E, a parti inverse, tantissimi cittadini di Israele biasimavano il premier Netanyhau per l’impreparazione di fronte all’attacco da Sud e poi l’azione militare successiva, condotta con un eccesso di forza sui civili, senza un piano per il futuro. Oggi che i
servizi segreti e le forze armate hanno raggiunto obiettivi inseguiti da anni in Libano contro Hezbollah si torna a salutare il capo di governo quale grande difensore della nazione, capace di uccidere i terroristi che da anni mettevano gli ebrei nel mirino.
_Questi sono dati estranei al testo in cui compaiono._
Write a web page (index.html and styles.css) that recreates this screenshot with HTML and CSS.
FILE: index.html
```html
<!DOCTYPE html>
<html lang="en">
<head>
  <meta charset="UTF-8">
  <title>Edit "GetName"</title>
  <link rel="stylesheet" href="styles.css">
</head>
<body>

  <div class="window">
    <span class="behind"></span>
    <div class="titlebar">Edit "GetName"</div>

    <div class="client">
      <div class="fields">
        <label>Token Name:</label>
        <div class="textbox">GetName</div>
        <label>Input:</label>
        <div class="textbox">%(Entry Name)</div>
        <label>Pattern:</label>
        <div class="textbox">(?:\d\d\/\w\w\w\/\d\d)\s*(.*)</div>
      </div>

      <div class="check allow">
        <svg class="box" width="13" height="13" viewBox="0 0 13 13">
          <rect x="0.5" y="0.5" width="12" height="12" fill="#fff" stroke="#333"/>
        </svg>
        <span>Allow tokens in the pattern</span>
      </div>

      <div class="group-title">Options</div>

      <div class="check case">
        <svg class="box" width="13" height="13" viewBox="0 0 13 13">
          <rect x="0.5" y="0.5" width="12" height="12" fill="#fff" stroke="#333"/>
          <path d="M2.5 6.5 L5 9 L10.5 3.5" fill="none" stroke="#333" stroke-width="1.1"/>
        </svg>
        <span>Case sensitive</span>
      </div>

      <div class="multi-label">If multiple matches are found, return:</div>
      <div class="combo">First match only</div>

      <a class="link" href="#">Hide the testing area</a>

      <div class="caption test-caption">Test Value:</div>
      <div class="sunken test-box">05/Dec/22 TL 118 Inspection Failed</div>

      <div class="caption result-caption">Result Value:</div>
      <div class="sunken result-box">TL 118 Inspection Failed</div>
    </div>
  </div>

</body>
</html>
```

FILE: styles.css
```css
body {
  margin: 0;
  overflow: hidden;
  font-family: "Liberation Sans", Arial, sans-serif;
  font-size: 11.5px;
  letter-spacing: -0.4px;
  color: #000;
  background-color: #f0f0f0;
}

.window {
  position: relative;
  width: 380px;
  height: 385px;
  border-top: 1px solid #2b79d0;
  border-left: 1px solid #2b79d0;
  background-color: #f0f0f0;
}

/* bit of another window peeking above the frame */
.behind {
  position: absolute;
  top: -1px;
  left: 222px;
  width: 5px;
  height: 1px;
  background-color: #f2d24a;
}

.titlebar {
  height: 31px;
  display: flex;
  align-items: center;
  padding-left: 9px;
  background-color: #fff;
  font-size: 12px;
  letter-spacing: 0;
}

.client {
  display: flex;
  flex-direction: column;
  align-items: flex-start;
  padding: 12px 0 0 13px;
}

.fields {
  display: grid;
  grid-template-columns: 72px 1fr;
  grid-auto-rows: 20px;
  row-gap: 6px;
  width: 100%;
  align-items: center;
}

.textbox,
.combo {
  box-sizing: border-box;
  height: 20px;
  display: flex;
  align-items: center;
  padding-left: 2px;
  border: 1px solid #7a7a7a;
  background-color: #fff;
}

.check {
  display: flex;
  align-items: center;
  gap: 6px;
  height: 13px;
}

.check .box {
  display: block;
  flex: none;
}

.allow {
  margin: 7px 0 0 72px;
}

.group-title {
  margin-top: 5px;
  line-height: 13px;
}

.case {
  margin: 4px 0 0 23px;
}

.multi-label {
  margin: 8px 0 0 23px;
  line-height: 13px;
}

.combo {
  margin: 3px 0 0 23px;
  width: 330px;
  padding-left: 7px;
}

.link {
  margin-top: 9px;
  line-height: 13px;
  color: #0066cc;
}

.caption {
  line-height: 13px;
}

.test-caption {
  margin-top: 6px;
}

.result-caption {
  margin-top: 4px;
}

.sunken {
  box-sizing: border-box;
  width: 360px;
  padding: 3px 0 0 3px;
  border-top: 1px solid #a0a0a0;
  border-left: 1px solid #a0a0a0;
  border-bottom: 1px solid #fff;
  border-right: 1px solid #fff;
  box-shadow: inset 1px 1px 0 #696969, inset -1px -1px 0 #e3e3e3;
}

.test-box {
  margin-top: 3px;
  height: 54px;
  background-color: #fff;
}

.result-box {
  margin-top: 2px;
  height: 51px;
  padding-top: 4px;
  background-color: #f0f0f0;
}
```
Se però la rappresaglia dell’Iran diventerà più pesante e le città dello Stato ebraico saranno colpite dai missili si tornerà a biasimare chi ha scelto l’escalation e portato in casa ulteriori vittime e sofferenze.
Lo stesso vale per l’Iran, dove si va in piazza per inneggiare ai missili lanciati contro “l’entità sionista”. Senza fare i conti con l’assurdità di tale odio, la pochezza delle proprie risorse e la vulnerabilità delle difese, che costeranno care anche alla gente comune.
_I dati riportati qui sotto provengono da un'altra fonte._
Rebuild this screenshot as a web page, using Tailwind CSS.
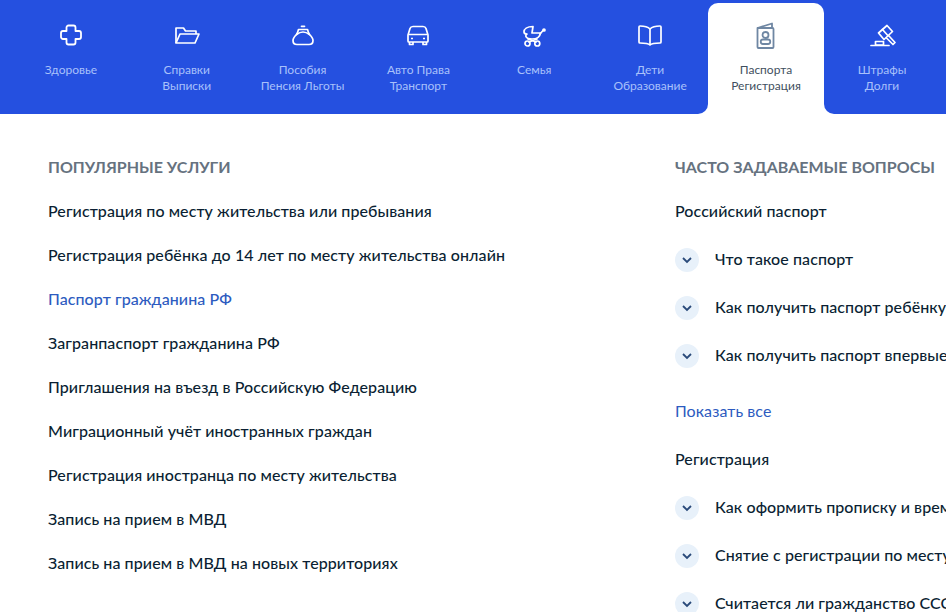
<!doctype html>
<html lang="ru"><head><meta charset="utf-8"><script src="https://cdn.jsdelivr.net/npm/@tailwindcss/browser@4"></script></head>
<body class="m-0 bg-white">
<div class="w-[946px] h-[612px] overflow-hidden font-['Lato','Noto_Sans',sans-serif] text-[#0b1f33]">
  <nav class="h-[114px] bg-[#2550e0] flex pl-[13px] pt-[3px] overflow-hidden">
    <a class="w-[115.83px] shrink-0 flex flex-col items-center pt-[19px] text-[12px] leading-[16px] text-[#a9c1fb] text-center">
      <svg class="w-[28px] h-[28px] mb-[12px]" viewBox="0 0 28 28" fill="none" stroke="#fff" stroke-width="1.800" stroke-linejoin="round"><path d="M9.500 5.500A2 2 0 0 1 11.500 3.500h5a2 2 0 0 1 2 2V9h3.500a2 2 0 0 1 2 2v4a2 2 0 0 1-2 2h-3.500v3.500a2 2 0 0 1-2 2h-5a2 2 0 0 1-2-2V17H6a2 2 0 0 1-2-2v-4a2 2 0 0 1 2-2h3.500z"/></svg>
      <span>Здоровье</span></a>
    <a class="w-[115.83px] shrink-0 flex flex-col items-center pt-[19px] text-[12px] leading-[16px] text-[#a9c1fb] text-center">
      <svg class="w-[28px] h-[28px] mb-[12px]" viewBox="0 0 28 28" fill="none" stroke="#fff" stroke-width="1.700" stroke-linejoin="round"><path d="M3 21V6h7.500l2 3H23v3"/><path d="M3 21l4-9h19l-4 9z"/></svg>
      <span>Справки<br>Выписки</span></a>
    <a class="w-[115.83px] shrink-0 flex flex-col items-center pt-[19px] text-[12px] leading-[16px] text-[#a9c1fb] text-center">
      <svg class="w-[28px] h-[28px] mb-[12px]" viewBox="0 0 28 28" fill="none" stroke="#fff" stroke-width="1.700" stroke-linejoin="round" stroke-linecap="round"><path d="M9.500 7.500h9c.5 2 1 3.500 2 5 2 2 3.500 4 3.500 6 0 3-2 4-4 4H8c-2 0-4-1-4-4 0-2 1.500-4 3.500-6 1-1.500 1.500-3 2-5z"/><path d="M7.500 12.500c2-1.500 4-2.500 6.500-2.500s4.500 1 6.500 2.500"/><path d="M12.500 4.300h3"/></svg>
      <span>Пособия<br>Пенсия Льготы</span></a>
    <a class="w-[115.83px] shrink-0 flex flex-col items-center pt-[19px] text-[12px] leading-[16px] text-[#a9c1fb] text-center">
      <svg class="w-[28px] h-[28px] mb-[12px]" viewBox="0 0 28 28" fill="none" stroke="#fff" stroke-width="1.700" stroke-linejoin="round"><path d="M4 13l2-6.500c.5-1.500 1.500-2 3-2h10c1.500 0 2.500.5 3 2l2 6.500v6a1 1 0 0 1-1 1H5a1 1 0 0 1-1-1z"/><path d="M4.500 12.500h19M5.500 20v2.500h3.500V20M19 20v2.500h3.500V20"/><path d="M7 16.500h2M19 16.500h2"/></svg>
      <span>Авто Права<br>Транспорт</span></a>
    <a class="w-[115.83px] shrink-0 flex flex-col items-center pt-[19px] text-[12px] leading-[16px] text-[#a9c1fb] text-center">
      <svg class="w-[28px] h-[28px] mb-[12px]" viewBox="0 0 28 28" fill="none" stroke="#fff" stroke-width="1.700" stroke-linejoin="round" stroke-linecap="round"><path d="M13 4.500C7 4.500 4 7 4 10c0 1 1 2 3 2-2 1-2 5 5 5 5 0 8-2 8.500-6H12z"/><path d="M20 12l3-3.500"/><circle cx="24" cy="8" r="1" fill="#fff"/><path d="M8 17l8 3M17 17l-8 3"/><circle cx="7.500" cy="21.500" r="2.500"/><circle cx="17.300" cy="21.500" r="2.500"/></svg>
      <span>Семья</span></a>
    <a class="w-[115.85px] shrink-0 flex flex-col items-center pt-[19px] text-[12px] leading-[16px] text-[#a9c1fb] text-center">
      <svg class="w-[28px] h-[28px] mb-[12px]" viewBox="0 0 28 28" fill="none" stroke="#fff" stroke-width="1.700" stroke-linejoin="round"><path d="M14 7c-2-2-5-3-10-3a1 1 0 0 0-1 1v15a1 1 0 0 0 1 1c5 0 8 0 10 2 2-2 5-2 10-2a1 1 0 0 0 1-1V5a1 1 0 0 0-1-1c-5 0-8 1-10 3z"/><path d="M14 7v15"/></svg>
      <span>Дети<br>Образование</span></a>
    <a class="relative w-[116px] shrink-0 flex flex-col items-center pt-[19px] text-[12px] leading-[16px] text-[#3f4f60] text-center bg-white rounded-t-[10px]">
      <svg class="w-[28px] h-[28px] mb-[12px]" viewBox="0 0 28 28" fill="none" stroke="#6f87a3" stroke-width="1.800" stroke-linejoin="round"><path d="M5.500 6l14.500-4.500v4"/><path d="M5.500 6h15a1 1 0 0 1 1 1v18a1 1 0 0 1-1 1h-14a1 1 0 0 1-1-1z"/><circle cx="13.500" cy="13" r="3"/><path d="M11 17.500h5c3 0 3 4.500 0 4.500h-5c-3 0-3-4.500 0-4.500z"/></svg>
      <span>Паспорта<br>Регистрация</span>
      <span class="absolute left-[-10px] bottom-0 w-[10px] h-[10px] bg-white"><span class="block w-full h-full bg-[#2550e0] rounded-br-[10px]"></span></span>
      <span class="absolute right-[-10px] bottom-0 w-[10px] h-[10px] bg-white"><span class="block w-full h-full bg-[#2550e0] rounded-bl-[10px]"></span></span>
    </a>
    <a class="w-[116px] shrink-0 flex flex-col items-center pt-[19px] text-[12px] leading-[16px] text-[#a9c1fb] text-center">
      <svg class="w-[28px] h-[28px] mb-[12px]" viewBox="0 0 28 28" fill="none" stroke="#fff" stroke-width="1.700" stroke-linejoin="round" stroke-linecap="round"><path d="M10.500 11L19 3.500l5.500 6L16 17.500z"/><path d="M14.500 7.500l5.500 6.300"/><path d="M21 14l6 6.500-2 2-6.500-6.500"/><path d="M7.500 19.500h8v3.500h-8z"/><path d="M3 23.500h18"/></svg>
      <span>Штрафы<br>Долги</span></a>
  </nav>
  <main class="flex pl-[48px] pt-[43px]">
    <section class="w-[627px] shrink-0">
      <h2 class="text-[16px] leading-[20px] font-bold text-[#66727f] mb-[12px]">ПОПУЛЯРНЫЕ УСЛУГИ</h2>
      <ul class="flex flex-col text-[16px] leading-[24px] font-medium tracking-[0.08px]">
        <li class="py-[10px]">Регистрация по месту жительства или пребывания</li>
        <li class="py-[10px]">Регистрация ребёнка до 14 лет по месту жительства онлайн</li>
        <li class="py-[10px] text-[#2d5bc0]">Паспорт гражданина РФ</li>
        <li class="py-[10px]">Загранпаспорт гражданина РФ</li>
        <li class="py-[10px]">Приглашения на въезд в Российскую Федерацию</li>
        <li class="py-[10px]">Миграционный учёт иностранных граждан</li>
        <li class="py-[10px]">Регистрация иностранца по месту жительства</li>
        <li class="py-[10px]">Запись на прием в МВД</li>
        <li class="py-[10px]">Запись на прием в МВД на новых территориях</li>
      </ul>
    </section>
    <section class="shrink-0 w-[400px] text-[16px] leading-[24px] font-medium tracking-[0.08px]">
      <h2 class="leading-[20px] font-bold text-[#66727f] mb-[22px] whitespace-nowrap tracking-normal">ЧАСТО ЗАДАВАЕМЫЕ ВОПРОСЫ</h2>
      <h3 class="font-medium">Российский паспорт</h3>
      <ul class="mt-[24px] flex flex-col gap-[24px]">
        <li class="flex items-center gap-[16px] whitespace-nowrap"><span class="relative top-[1px] w-[24px] h-[24px] rounded-full bg-[#e8f1fa] flex items-center justify-center shrink-0"><svg class="w-[12px] h-[8px]" viewBox="0 0 12 8" fill="none" stroke="#2a4a7a" stroke-width="1.800"><path d="M2 2l4 4 4-4"/></svg></span>Что такое паспорт</li>
        <li class="flex items-center gap-[16px] whitespace-nowrap"><span class="relative top-[1px] w-[24px] h-[24px] rounded-full bg-[#e8f1fa] flex items-center justify-center shrink-0"><svg class="w-[12px] h-[8px]" viewBox="0 0 12 8" fill="none" stroke="#2a4a7a" stroke-width="1.800"><path d="M2 2l4 4 4-4"/></svg></span>Как получить паспорт ребёнку</li>
        <li class="flex items-center gap-[16px] whitespace-nowrap"><span class="relative top-[1px] w-[24px] h-[24px] rounded-full bg-[#e8f1fa] flex items-center justify-center shrink-0"><svg class="w-[12px] h-[8px]" viewBox="0 0 12 8" fill="none" stroke="#2a4a7a" stroke-width="1.800"><path d="M2 2l4 4 4-4"/></svg></span>Как получить паспорт впервые</li>
      </ul>
      <p class="mt-[32px] font-normal text-[#2d5bc0]">Показать все</p>
      <h3 class="mt-[24px] font-medium">Регистрация</h3>
      <ul class="mt-[24px] flex flex-col gap-[24px]">
        <li class="flex items-center gap-[16px] whitespace-nowrap"><span class="relative top-[1px] w-[24px] h-[24px] rounded-full bg-[#e8f1fa] flex items-center justify-center shrink-0"><svg class="w-[12px] h-[8px]" viewBox="0 0 12 8" fill="none" stroke="#2a4a7a" stroke-width="1.800"><path d="M2 2l4 4 4-4"/></svg></span>Как оформить прописку и временную</li>
        <li class="flex items-center gap-[16px] whitespace-nowrap"><span class="relative top-[1px] w-[24px] h-[24px] rounded-full bg-[#e8f1fa] flex items-center justify-center shrink-0"><svg class="w-[12px] h-[8px]" viewBox="0 0 12 8" fill="none" stroke="#2a4a7a" stroke-width="1.800"><path d="M2 2l4 4 4-4"/></svg></span>Снятие с регистрации по месту</li>
        <li class="flex items-center gap-[16px] whitespace-nowrap"><span class="relative top-[1px] w-[24px] h-[24px] rounded-full bg-[#e8f1fa] flex items-center justify-center shrink-0"><svg class="w-[12px] h-[8px]" viewBox="0 0 12 8" fill="none" stroke="#2a4a7a" stroke-width="1.800"><path d="M2 2l4 4 4-4"/></svg></span>Считается ли гражданство СССР</li>
      </ul>
    </section>
  </main>
</div>
</body></html>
Come è evidente, caro Cassinari, non stiamo discutendo di principi morali e legalità internazionale. Facendo semplicemente un bilancio egoistico sulla propria pelle, emerge la follia della guerra. Una constatazione che ancora non piega il risentimento e la volontà di vendetta che rimane, ahinoi, diffusa.
Qui potrebbero certo agire i Paesi che hanno imparato questa lezione dalla storia, come sono quelli dell’Unione Europea, enclave di pace nel mondo. Sono stati invece troppo cauti o timorosi, lasciando crescere l’escalation, incapaci di mettere in campo iniziative efficaci. Spiace dirlo così: consideriamo il contingente Unifil dell’Onu, che sul confine libanese-israeliano dovrebbe contribuire da decenni alla distensione tra le parti, bloccando il riarmo dei gruppi radicali. Allo scoppio delle ostilità si chiude nei bunker e, se le cose peggiorano, si ritira del tutto.
Certo, sono pochi soldati e con precise regole di ingaggio; l’impressione che ne ricava l’opinione pubblica è comunque sconfortante. L’Europa doveva premere su Israele perché la reazione a Gaza fosse proporzionata e intervenire con vari strumenti perché la galassia sciita guidata da Teheran non mettesse sotto mortale minaccia Tel Aviv. Non facile come a dirsi. Provare con più determinazione era doveroso. E forse non è troppo tardi.